F. Additional Requests for Comment
Baseline Estimates
46. Are FinCEN’s baseline expectations about the current prevalence of a risk assessment
process reasonably accurate? What proportion of covered financial institutions currently
have a risk assessment process?
47. For a given type of covered financial institution, what form does a risk assessment
process take at present? How much does a typical financial institution spend to
implement their current risk assessment processes? How much does a typical small
institution spend to implement their current risk assessment processes?
48. Because the proposed rule would encourage but not require technological innovation,
FinCEN’s estimates of regulatory cost do not include a line item of technology cost per
institution. Is this approach reasonable? If not, please explain.

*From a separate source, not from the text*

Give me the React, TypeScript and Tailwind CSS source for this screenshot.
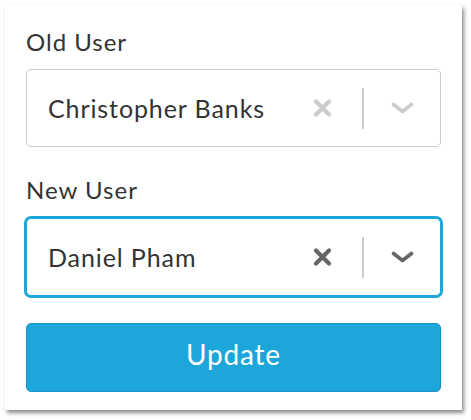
const ClearIcon = ({ color }: { color: string }) => (
  <svg width="19" height="20" viewBox="0 0 19 20" fill="none">
    <path d="M3 3.5L16 16.5M16 3.5L3 16.5" stroke={color} strokeWidth="4.2" strokeLinecap="round" />
  </svg>
);

const ChevronIcon = ({ color }: { color: string }) => (
  <svg width="23" height="12" viewBox="0 0 23 12" fill="none">
    <path d="M2.5 2.5L11.5 9.5L20.5 2.5" stroke={color} strokeWidth="3.6" strokeLinecap="round" strokeLinejoin="round" />
  </svg>
);

const Select = ({ value, focused }: { value: string; focused?: boolean }) => {
  const iconColor = focused ? "#666666" : "#cccccc";
  return (
    <div
      className={
        "flex h-[78px] items-center rounded-[5px] border bg-white pl-[21px] pr-[26px] " +
        (focused ? "border-[#1ca6d9] shadow-[0_0_0_2px_#1ca6d9]" : "border-[#cccccc]")
      }
    >
      <span className="flex-1 text-[25px] leading-[30px] tracking-[0.9px] text-[#333333]">{value}</span>
      <ClearIcon color={iconColor} />
      <span className="ml-[30px] mr-[27px] h-[41px] w-[2px] bg-[#cccccc]" />
      <ChevronIcon color={iconColor} />
    </div>
  );
};

export default function App() {
  return (
    <div className="min-h-[420px] bg-white pl-[5px] pt-[5px] font-['Lato','Liberation_Sans',sans-serif]">
      <div className="h-[405px] w-[457px] bg-white px-[21px] pt-[23px] shadow-[2px_3px_4px_rgba(0,0,0,0.45)]">
        <div className="h-[28px] text-[24px] leading-[28px] tracking-[1px] text-[#333333]">Old User</div>
        <div className="mt-[13px]">
          <Select value="Christopher Banks" />
        </div>
        <div className="mt-[29px] h-[28px] text-[24px] leading-[28px] tracking-[1px] text-[#333333]">New User</div>
        <div className="mt-[14px]">
          <Select value="Daniel Pham" focused />
        </div>
        <button className="mt-[27px] flex h-[69px] w-full items-center justify-center rounded-[5px] border border-[#1992c6] bg-[#1ca6d9] pb-[8px] text-[28px] tracking-[0.8px] text-white">
          Update
        </button>
      </div>
    </div>
  );
}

49. What is the likelihood that a covered financial institution or group of covered financial
institutions, by type, will invest in updating or new technology as a result of the rule as
proposed? Are there modifications to the proposed rule that would significantly increase
(or decrease) this likelihood? If so, please describe. Where possible, please explain why
the described modification is expected to change the likelihood.
Potential Efficiencies and Burden
50. As described the RIA, FinCEN has attempted to quantify certain identifiable sources of
burden that would result from the changes described in the proposed rule. Are there
additional categories of burden that FinCEN should articulate and quantify as part of its
calculated burden estimates? If so, what are they, and what is the estimated burden per
financial institution? Conversely, if any of the categories of burden in the estimates
should not be included, identify those categories and explain why.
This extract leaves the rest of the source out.